視察後は30分間程度、質疑応答〜交流タイム。
「入居審査はどうなっているか」「まごころアパートを始めるにはどんな物件が適しているか」など、活発な質問が寄せられました。

◆コミュニティ醸成のため、入居審査を実施

まごころアパートは、コミュニティ形成をする集合住宅です。そのため、入居者の人柄重視し、入居契約前に審査と面談を実施予定だそう。周囲との調和を重視し、「お互いに心地よい関係」を築けるよう配慮しています。
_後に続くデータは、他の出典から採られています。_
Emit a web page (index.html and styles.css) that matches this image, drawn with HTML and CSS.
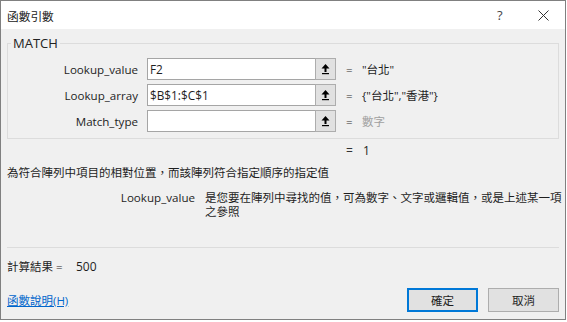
FILE: index.html
```html
<!DOCTYPE html>
<html lang="zh-Hant">
<head>
<meta charset="utf-8">
<title>函數引數</title>
<link rel="stylesheet" href="styles.css">
</head>
<body>
<div class="dialog">
  <div class="titlebar">
    <span class="title">函數引數</span>
    <span class="help">?</span>
    <span class="close">
      <svg width="11" height="11" viewBox="0 0 11 11"><path d="M0.5 0.5 L10.5 10.5 M10.5 0.5 L0.5 10.5" stroke="#333" stroke-width="1" fill="none"/></svg>
    </span>
  </div>
  <div class="body">
    <fieldset class="group">
      <legend class="group-title">MATCH</legend>
      <div class="args">
        <span class="arg-label">Lookup_value</span>
        <span class="ref-input">F2</span>
        <span class="ref-btn"><svg width="9" height="11" viewBox="0 0 9 11"><path d="M4.5 0 L0.5 4.5 L3.5 4.5 L3.5 8 L5.5 8 L5.5 4.5 L8.5 4.5 Z" fill="#000"/><rect x="1" y="9" width="7" height="1.2" fill="#000"/></svg></span>
        <span class="eq">=</span>
        <span class="val">"台北"</span>

        <span class="arg-label">Lookup_array</span>
        <span class="ref-input">$B$1:$C$1</span>
        <span class="ref-btn"><svg width="9" height="11" viewBox="0 0 9 11"><path d="M4.5 0 L0.5 4.5 L3.5 4.5 L3.5 8 L5.5 8 L5.5 4.5 L8.5 4.5 Z" fill="#000"/><rect x="1" y="9" width="7" height="1.2" fill="#000"/></svg></span>
        <span class="eq">=</span>
        <span class="val">{"台北","香港"}</span>

        <span class="arg-label">Match_type</span>
        <span class="ref-input"></span>
        <span class="ref-btn"><svg width="9" height="11" viewBox="0 0 9 11"><path d="M4.5 0 L0.5 4.5 L3.5 4.5 L3.5 8 L5.5 8 L5.5 4.5 L8.5 4.5 Z" fill="#000"/><rect x="1" y="9" width="7" height="1.2" fill="#000"/></svg></span>
        <span class="eq">=</span>
        <span class="val val-hint">數字</span>
      </div>
    </fieldset>
    <div class="result-row"><span class="eq-inline">=</span><span>1</span></div>
    <p class="desc">為符合陣列中項目的相對位置，而該陣列符合指定順序的指定值</p>
    <div class="argdesc">
      <span class="argdesc-name">Lookup_value</span>
      <span class="argdesc-text">是您要在陣列中尋找的值，可為數字、文字或邏輯值，或是上述某一項之參照</span>
    </div>
    <hr class="sep">
    <div class="calc"><span class="calc-label">計算結果 =</span><span class="calc-val">500</span></div>
    <div class="footer">
      <a class="help-link" href="#">函數說明(H)</a>
      <div class="buttons">
        <button class="btn btn-default">確定</button>
        <button class="btn">取消</button>
      </div>
    </div>
  </div>
</div>
</body>
</html>
```
FILE: styles.css
```css
html, body {
  margin: 0;
  padding: 0;
  background: #ffffff;
}
body {
  font-family: "Open Sans", "Noto Sans CJK TC", sans-serif;
  font-size: 11.5px;
  color: #1e1e1e;
}
.dialog {
  width: 566px;
  height: 320px;
  box-sizing: border-box;
  border: 1px solid #808080;
  background: #f0f0f0;
  display: flex;
  flex-direction: column;
}
.titlebar {
  height: 28px;
  background: #ffffff;
  display: flex;
  align-items: center;
  padding-left: 6px;
}
.title {
  flex: 1;
  font-size: 11.7px;
  color: #222;
}
.help {
  font-size: 13px;
  color: #444;
  width: 11px;
  margin-right: 30px;
}
.close {
  display: flex;
  margin-right: 16px;
}
.body {
  padding: 6px 6px 0 6px;
  display: flex;
  flex-direction: column;
}
.group {
  margin: 0;
  padding: 7px 0 6px 0;
  border: 1px solid #dcdcdc;
  min-width: 0;
}
.group-title {
  margin-left: 3px;
  padding: 0 2px;
  font-size: 13px;
  line-height: 16px;
  color: #222;
}
.args {
  display: grid;
  grid-template-columns: 139px 168px 21px 26px 1fr;
  grid-auto-rows: 22px;
  row-gap: 4px;
  align-items: center;
}
.arg-label {
  text-align: right;
  padding-right: 9px;
  font-size: 11.6px;
}
.ref-input {
  height: 22px;
  box-sizing: border-box;
  background: #fff;
  border: 1px solid #a5a5a5;
  border-right: none;
  padding-left: 2px;
  line-height: 20px;
  font-size: 11.8px;
}
.ref-btn {
  height: 22px;
  box-sizing: border-box;
  background: #e1e1e1;
  border: 1px solid #adadad;
  display: flex;
  align-items: center;
  justify-content: center;
}
.eq {
  padding-left: 10px;
  color: #333;
}
.val {
  color: #1e1e1e;
}
.val-hint {
  color: #a0a0a0;
}
.result-row {
  margin-top: 4px;
  line-height: 15px;
  padding-left: 339px;
  display: flex;
  font-size: 12px;
}
.eq-inline {
  width: 17px;
  color: #333;
}
.desc {
  margin: 7px 0 0 0;
  line-height: 15px;
}
.argdesc {
  margin-top: 11px;
  display: grid;
  grid-template-columns: 188px 360px;
  column-gap: 10px;
  line-height: 14px;
}
.argdesc-name {
  text-align: right;
  font-size: 11.6px;
}
.sep {
  margin: 28px 0 0 0;
  border: none;
  height: 1px;
  background: #dcdcdc;
}
.calc {
  margin-top: 11px;
  line-height: 15px;
  display: flex;
}
.calc-label {
  width: 69px;
}
.calc-val {
  font-size: 12px;
}
.footer {
  margin-top: 14px;
  display: flex;
  align-items: center;
  justify-content: space-between;
}
.help-link {
  color: #0066cc;
  text-decoration: underline;
}
.buttons {
  display: flex;
  gap: 10px;
}
.btn {
  width: 71px;
  height: 24px;
  box-sizing: border-box;
  background: #e1e1e1;
  border: 1px solid #adadad;
  font-family: inherit;
  font-size: 11.5px;
  color: #1e1e1e;
  padding: 0;
  margin: 0;
}
.btn-default {
  border: 2px solid #0078d7;
}
```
契約形態は、まず定期借家契約とし、将来的には終身建物賃貸借契約への移行を想定。賃料は相場よりもやや高めですが、見守り・サポート付きの付加価値があり、2024年10月以降には「居住サポート住宅」制度への認定申請も予定しています。
今後の社会や家族のニーズに応える新しい住まいのかたちといえるでしょう。

◆まとめ

「まごころアパートプロジェクト」は企画から設計、入居支援まで、不動産事業者との接点が非常に多いプロジェクトです。特に今回の視察では、「既存アパートのリノベーション」という視点に関心が集まり、不動産再生の新たな手法としても期待されていることがわかりました。

高齢者人口の増加が続くなか、人とテクノロジーが共に見守る「まごころアパートプロジェクト」。2号棟、3号棟と増え、今後ますます注目される存在になっていくのではないでしょうか。